A top economist is suing Cambridge University because he claims he was turned down for a job due to his belief that big banks are “a cancer on society.”
Professor Richard Werner, 54, is best known for coining the phrase “quantitative easing.”
He was given a conditional offer for the Director of the Cambridge Centre of Housing and Planning Research (CCHPR), based at the University, but it was rescinded when employers dug deeper into his career.
Prof. Werner alleges that his anti-big bank view is a philosophical belief, based not only somewhat on his Christian beliefs but as a form of academic freedom, and denying him a job amounts to direct discrimination.
The law states that for a view to be a philosophical belief it must be genuinely held and be worthy of respect in a democratic society.
The German Professor, who worked for the University of Southampton until 2018, is well known for coining the phrase “quantitative easing” and later saying it had “failed” in the UK.

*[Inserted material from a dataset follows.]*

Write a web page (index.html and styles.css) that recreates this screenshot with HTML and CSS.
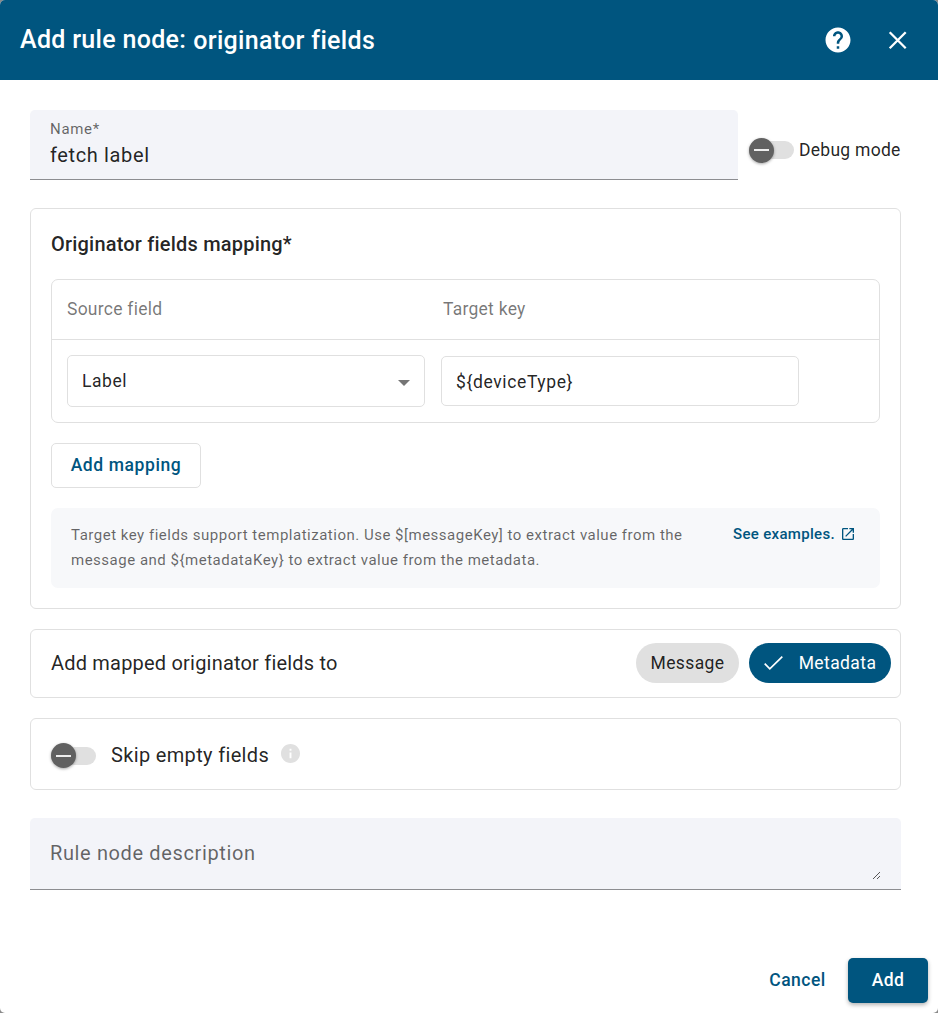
FILE: index.html
```html
<!DOCTYPE html>
<html lang="en">
<head>
<meta charset="utf-8">
<title>Add rule node</title>
<link rel="stylesheet" href="styles.css">
</head>
<body>
<div class="dialog">
  <header class="toolbar">
    <h1 class="title"><span class="title-main">Add rule node:</span><span class="title-type">originator fields</span></h1>
    <svg class="icon-help" viewBox="0 0 24 24" width="30" height="30"><path fill="#fff" d="M12 2C6.48 2 2 6.48 2 12s4.48 10 10 10 10-4.480 10-10S17.520 2 12 2zm1 17h-2v-2h2v2zm2.070-7.750l-.9.920C13.450 12.900 13 13.500 13 15h-2v-.5c0-1.100.45-2.100 1.170-2.830l1.240-1.260c.37-.36.59-.86.59-1.410 0-1.100-.9-2-2-2s-2 .9-2 2H8c0-2.210 1.790-4 4-4s4 1.790 4 4c0 .88-.36 1.680-.93 2.250z"/></svg>
    <svg class="icon-close" viewBox="0 0 30 30" width="30" height="30"><path fill="none" stroke="#fff" stroke-width="2.300" d="M6.700 7.200L22.700 23.200M22.700 7.200L6.700 23.200"/></svg>
  </header>
  <main class="content">
    <div class="name-row">
      <div class="name-field">
        <label class="name-label">Name*</label>
        <span class="name-value">fetch label</span>
      </div>
      <div class="debug">
        <span class="toggle"><span class="thumb"></span></span>
        <span class="debug-label">Debug mode</span>
      </div>
    </div>
    <section class="card mapping">
      <h2 class="mapping-title">Originator fields mapping*</h2>
      <div class="table">
        <div class="table-head"><span>Source field</span><span>Target key</span></div>
        <div class="table-row">
          <div class="select"><span>Label</span><i class="arrow"></i></div>
          <div class="input">${deviceType}</div>
        </div>
      </div>
      <button class="add-mapping">Add mapping</button>
      <div class="hint">
        <p class="hint-text">Target key fields support templatization. Use $[messageKey] to extract value from the<br>message and ${metadataKey} to extract value from the metadata.</p>
        <a class="hint-link"><span>See examples.</span><svg viewBox="0 0 24 24" width="16" height="16"><path fill="#00557f" d="M19 19H5V5h7V3H5c-1.110 0-2 .9-2 2v14c0 1.100.89 2 2 2h14c1.100 0 2-.9 2-2v-7h-2v7zM14 3v2h3.590l-9.830 9.830 1.410 1.410L19 6.410V10h2V3h-7z"/></svg></a>
      </div>
    </section>
    <section class="card target">
      <span class="target-label">Add mapped originator fields to</span>
      <span class="chip">Message</span>
      <span class="chip chip-on"><svg viewBox="0 0 20 16" width="20" height="16"><path fill="none" stroke="#fff" stroke-width="1.700" d="M.7 8.700l5.100 5.100L18.300 1.700"/></svg><span>Metadata</span></span>
    </section>
    <section class="card skip">
      <span class="toggle"><span class="thumb"></span></span>
      <span class="skip-label">Skip empty fields</span>
      <svg class="icon-info" viewBox="2 2 20 20" width="19" height="19"><path fill="#e0e0e0" d="M12 2C6.480 2 2 6.480 2 12s4.480 10 10 10 10-4.480 10-10S17.520 2 12 2zm1 15h-2v-6h2v6zm0-8h-2V7h2v2z"/></svg>
    </section>
    <div class="description">
      <span class="description-label">Rule node description</span>
      <svg class="grip" viewBox="0 0 9 9" width="9" height="9"><path fill="none" stroke="#444" stroke-width=".9" d="M1 8L8 1M5 8l3-3"/></svg>
    </div>
  </main>
  <footer class="actions">
    <button class="cancel">Cancel</button>
    <button class="add">Add</button>
  </footer>
</div>
</body>
</html>
```
FILE: styles.css
```css
* { box-sizing: border-box; }
body { margin: 0; background: #8a8a8a; font-family: Roboto, "Liberation Sans", sans-serif; color: rgba(0,0,0,.87); }
h1, h2, p { margin: 0; }
button { font-family: inherit; margin: 0; padding: 0; border: 0; background: none; }
svg { display: block; flex: none; }
.dialog { width: 938px; height: 1013px; display: flex; flex-direction: column; background: #fff; border-radius: 5px; overflow: hidden; }
.toolbar { height: 80px; flex: none; display: flex; align-items: center; padding: 0 25px 0 20px; background: #00557f; color: #fff; }
.title { flex: 1; display: flex; align-items: flex-start; font-size: 25px; line-height: 32px; font-weight: 500; letter-spacing: .3125px; white-space: nowrap; }
.title-main { margin-right: 7px; }
.title-type { padding-top: 1px; }
.icon-close { margin-left: 30px; }
.content { flex: 1; padding: 30px 37px 0 30px; }
.name-row { display: flex; height: 70px; }
.name-field { width: 708px; background: #f3f4f9; border-bottom: 1px solid #8c8d91; border-radius: 5px 5px 0 0; padding: 9px 20px 0; display: flex; flex-direction: column; }
.name-label { font-size: 15px; line-height: 20px; letter-spacing: .7px; color: rgba(0,0,0,.6); }
.name-value { font-size: 20px; line-height: 32px; letter-spacing: .625px; }
.debug { display: flex; align-items: center; margin-left: 11px; padding-top: 10px; height: 70px; }
.toggle { width: 45px; height: 18px; border-radius: 9px; background: #e0e0e0; display: flex; align-items: center; flex: none; }
.thumb { width: 25px; height: 25px; flex: none; border-radius: 50%; background: #616161; display: flex; align-items: center; justify-content: center; box-shadow: 0 1px 3px rgba(0,0,0,.35); }
.thumb::after { content: ""; width: 15px; height: 2px; background: #eee; }
.debug-label { margin-left: 5px; font-size: 17.5px; line-height: 25px; letter-spacing: .28px; white-space: nowrap; }
.card { border: 1px solid #e0e0e0; border-radius: 6px; }
.mapping { height: 401px; margin-top: 28px; padding: 20px; }
.mapping-title { font-size: 20px; line-height: 30px; font-weight: 500; letter-spacing: .2px; }
.table { height: 144px; margin-top: 20px; border: 1px solid #e0e0e0; border-radius: 7px; }
.table-head { height: 60px; border-bottom: 1px solid #e0e0e0; display: grid; grid-template-columns: 376px 1fr; align-items: center; padding: 0 0 2px 15px; font-size: 17.5px; letter-spacing: .25px; color: rgba(0,0,0,.54); }
.table-row { height: 82px; display: flex; align-items: center; gap: 16px; padding: 0 15px; }
.select, .input { width: 358px; border: 1px solid #e0e0e0; border-radius: 5px; display: flex; align-items: center; padding: 0 14px; font-size: 17.5px; letter-spacing: .55px; }
.select { height: 52px; justify-content: space-between; }
.input { height: 50px; padding-top: 2px; letter-spacing: .62px; }
.arrow { width: 0; height: 0; border: 6.5px solid transparent; border-top-color: #757575; border-bottom: 0; margin-top: 3px; }
.add-mapping { display: block; width: 150px; height: 45px; margin-top: 20px; padding-bottom: 2px; border: 1px solid #e0e0e0; border-radius: 5px; font-size: 17.5px; font-weight: 500; letter-spacing: .6px; color: #00557f; }
.hint { height: 80px; margin-top: 20px; padding: 14px 24px 0 20px; border-radius: 7px; background: #f7f8fa; display: flex; justify-content: space-between; }
.hint-text { padding-top: 1px; font-size: 15px; line-height: 25px; letter-spacing: .505px; color: rgba(0,0,0,.6); white-space: nowrap; }
.hint-link { height: 24px; display: flex; align-items: center; font-size: 15px; font-weight: 500; letter-spacing: .32px; color: #00557f; gap: 5px; white-space: nowrap; }
.target { height: 69px; margin-top: 20px; display: flex; align-items: center; padding: 0 9px 2px 20px; }
.target-label { flex: 1; font-size: 20px; letter-spacing: .2px; }
.chip { height: 40px; width: 103px; border-radius: 20px; background: #e0e0e0; display: flex; align-items: center; justify-content: center; font-size: 17.5px; letter-spacing: .4px; }
.chip-on { width: 142px; margin-left: 10px; background: #00557f; color: #fff; gap: 15px; }
.skip { height: 72px; margin-top: 20px; padding: 2px 20px 0; display: flex; align-items: center; }
.skip .toggle { margin-top: 1px; }
.skip-label { margin: 0 12px 0 15px; font-size: 20px; letter-spacing: .34px; }
.icon-info { margin-bottom: 4px; }
.description { height: 72px; margin-top: 28px; padding: 0 20px; background: #f3f4f9; border-bottom: 1px solid #8c8d91; border-radius: 5px 5px 0 0; display: flex; justify-content: space-between; align-items: center; }
.description-label { padding-bottom: 2px; font-size: 20px; letter-spacing: .625px; color: rgba(0,0,0,.6); }
.grip { align-self: flex-end; margin-bottom: 9px; }
.actions { height: 65px; flex: none; display: flex; justify-content: flex-end; padding: 10px 10px 0 0; font-size: 17.5px; }
.cancel, .add { height: 45px; padding-bottom: 2px; font-size: 17.5px; font-weight: 500; letter-spacing: .45px; }
.cancel { width: 101px; color: #00557f; }
.add { width: 80px; border-radius: 5px; background: #00557f; color: #fff; box-shadow: 0 2px 4px rgba(0,0,0,.3); }
```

The tribunal was told Prof Werner was interviewed by six professors in May 2018 for the role at the University of Cambridge, and in June, was made a conditional offer for the agreed start date of 1 October that year.
Professor Colin Lizieri, who met with Prof Werner after the interview, later raised concerns about the direction the economist may take the department.
One email reads: “There are other reputational issues as it has emerged that he has some unorthodox views (these did not emerge in the CV or in academic searches, nor in his references) that, had we known about them, we would probably not have made the offer – given that it was a somewhat leftfield appointment, albeit the consensus of the interview panel.”
While the claimant had accepted the offer, Prof Lizieri wrote to say he was “not satisfied that we have reached agreement on a number of issues”.
Prof Werner then was told the CCHPR was “no longer in a position to proceed with the appointment and are therefore withdrawing the offer of employment”.
Employment Judge Isabel Manley was told a summary of the facts in the preliminary ruling to determine whether Prof Werner’s views on big banks amount to a philosophical belief.
The tribunal was told the claimant had been informed the CCHPR was considering its finances when it rescinded the job offer, but still an ex-gratia sum was offered.
She said: “In the claimant’s witness statement for this hearing, he provided me with some background about his beliefs and his academic background.
“He says that he became a practising, believing and active Christian’ in June 1991. He gave details about how that came about and, in his view, its connection to the work he was carrying out at that time in Japan as a graduate student.
“He was carrying out research on large Japanese capital flows of the 1980s and had been looking for a link between those and high land prices.
“In summary, the claimant explained how, through prayer, he was led to a revelation that… bank lending was new ‘money creation’.
“He does believe that big banks and concentrated banking systems are a cancer on society.”
The judge added: “He links many of his beliefs and academic research to Christianity and to the Bible. He also points out that, for many people who share his view about banks, there is no link to Christianity.
“He has been undertaking academic work on banking and its role in society and, in particular, the concentration of power in the large and bigger banks.
“He set out details of a number of events where he has been asked to speak, some of them linking Christianity to matters such as capitalism, finance, money and banking.
“He argues that his belief that ‘big banks are a cancer on society’ amounts to a philosophical belief.”
In her conclusions, Judge Manley said: “I am satisfied that the belief that ‘big banks are a cancer on society’ can amount to a philosophical belief and a tribunal can now consider whether the claimant can show facts from which they could conclude that the action taken was because of that philosophical belief (and, separately, his religion).
“I accept that the comment about ‘unorthodox views’ does need to be explained and it is possible that other comments made in the course of the decision to withdraw the offer need to have some context attached to them.”
This suit against the University of Cambridge follows his £3.5 million award from the University of Southampton where a tribunal found he was harassed and discriminated against for being German and a Christian.
The unusually high sum was awarded after the university failed to turn up to the tribunal.
The University of Southampton is appealing the decision.